Stefan Beller <sbeller@google.com> writes:

> Sometimes users are given a hash of an object and they want to
> identify it further (ex.: Use verify-pack to find the largest blobs,
> but what are these? or [1])
>
> One might be tempted to extend git-describe to also work with blobs,
> such that `git describe <blob-id>` gives a description as
> '<commit-ish>:<path>'.  This was implemented at [2]; as seen by the sheer
> number of responses (>110), it turns out this is tricky to get right.
> The hard part to get right is picking the correct 'commit-ish' as that
> could be the commit that (re-)introduced the blob or the blob that
> removed the blob; the blob could exist in different branches.
>
> Junio hinted at a different approach of solving this problem, which this
> patch implements. Teach the diff machinery another flag for restricting
> the information to what is shown. For example:
>
>   $ ./git log --oneline --blobfind=v2.0.0:Makefile
>   b2feb64309 Revert the whole "ask curl-config" topic for now
>   47fbfded53 i18n: only extract comments marked with "TRANSLATORS:"
>
> we observe that the Makefile as shipped with 2.0 was introduced in
> v1.9.2-471-g47fbfded53 and replaced in v2.0.0-rc1-5-gb2feb64309 by
> a different blob.
>
> [1] https://stackoverflow.com/questions/223678/which-commit-has-this-blob
> [2] https://public-inbox.org/git/20171028004419.10139-1-sbeller@google.com/
>
> Signed-off-by: Stefan Beller <sbeller@google.com>
> ---
>
> On playing around with this, trying to find more interesting cases, I observed:
>
>     git log --oneline --blobfind=HEAD:COPYING
>     703601d678 Update COPYING with GPLv2 with new FSF address
>     
>     git log --oneline --blobfind=703601d678^:COPYING
>     459b8d22e5 tests: do not borrow from COPYING and README from the real source
>     703601d678 Update COPYING with GPLv2 with new FSF address
>     075b845a85 Add a COPYING notice, making it explicit that the license is GPLv2.
>
>     t/diff-lib/COPYING may need an update of the adress of the FSF,
>     # leftoverbits I guess.

I do not think so.  See tz/fsf-address-update topic for details.

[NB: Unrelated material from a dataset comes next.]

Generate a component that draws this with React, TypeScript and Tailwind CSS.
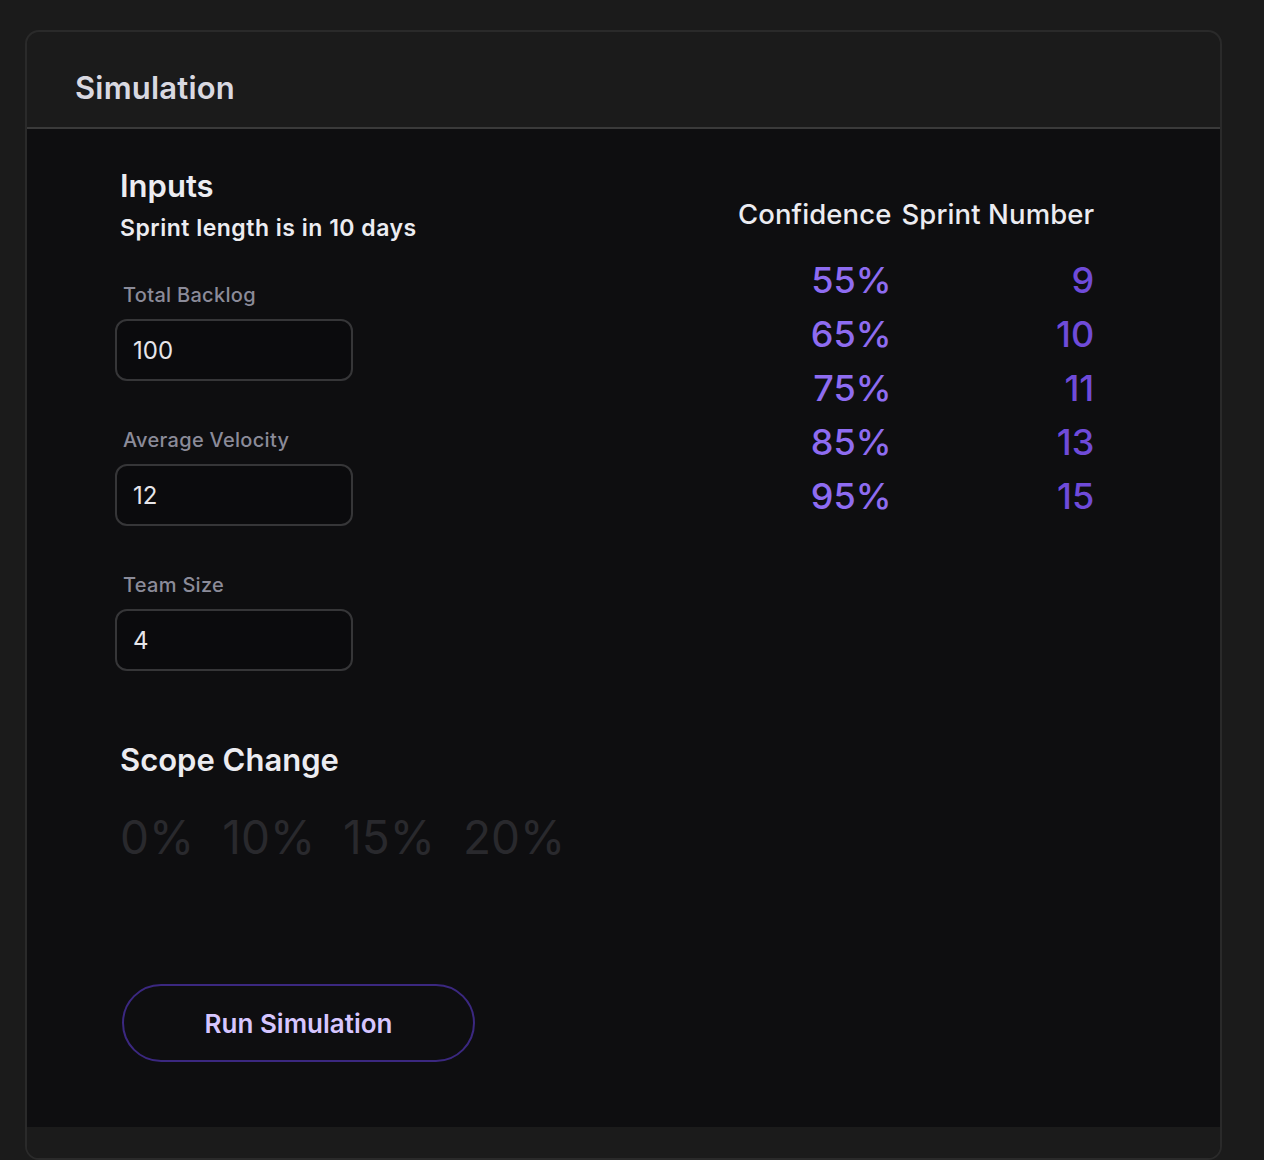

Please do not contaminate the list archive with careless mention of 
"hash-mark plus left over bits", as it will make searching the real
good bits harder.  Thanks.

> Another interesting case that I found was
>    git log --oneline --blobfind=v2.14.0:Makefile
>    3921a0b3c3 perf: add test for writing the index
>    36f048c5e4 sha1dc: build git plumbing code more explicitly
>    2118805b92 Makefile: add style build rule
>
> all of which were after v2.14, such that the introduction of that blob doesn't
> show up; I suspect it came in via a merge as unrelated series may have updated
> the Makefile in parallel, though git-log should have told me?

If that is the case, shouldn't we make this new mode imply
--full-history to forbid history simplification?  "git log" is a
tool to find _an_ explanation of the current state, and the usual
history simplification makes tons of sense there, but blobfind is
run most likely in order to find _all_ mention of the set of blobs
given.

> diff --git a/Documentation/diff-options.txt b/Documentation/diff-options.txt
> index dd0dba5b1d..252a21cc19 100644
> --- a/Documentation/diff-options.txt
> +++ b/Documentation/diff-options.txt
> @@ -500,6 +500,10 @@ information.
>  --pickaxe-regex::
>  	Treat the <string> given to `-S` as an extended POSIX regular
>  	expression to match.
> +--blobfind=<blob-id>::
> +	Restrict the output such that one side of the diff
> +	matches the given blob-id.
> +
>  endif::git-format-patch[]

Can we have a blank line between these enumerations to make the
source easier to read?  Thanks.

> diff --git a/diffcore-blobfind.c b/diffcore-blobfind.c
> new file mode 100644
> index 0000000000..5d222fc336
> --- /dev/null
> +++ b/diffcore-blobfind.c
> @@ -0,0 +1,51 @@
> +/*
> + * Copyright (c) 2017 Google Inc.
> + */
> +#include "cache.h"
> +#include "diff.h"
> +#include "diffcore.h"
> +
> +static void diffcore_filter_blobs(struct diff_queue_struct *q,
> +				  struct diff_options *options)
> +{
> +	int i, j = 0, c = q->nr;
> +
> +	if (!options->blobfind)
> +		BUG("blobfind oidset not initialized???");
> +
> +	for (i = 0; i < q->nr; i++) {
> +		struct diff_filepair *p = q->queue[i];
> +
> +		if (DIFF_PAIR_UNMERGED(p) ||
> +		    (DIFF_FILE_VALID(p->one) &&
> +		     oidset_contains(options->blobfind, &p->one->oid)) ||
> +		    (DIFF_FILE_VALID(p->two) &&
> +		     oidset_contains(options->blobfind, &p->two->oid)))
> +			continue;

So, we keep an unmerged pair, a pair that mentions a sought-blob on
one side or the other side?  I am not sure if we want to keep the
unmerged pair for the purpose of this one.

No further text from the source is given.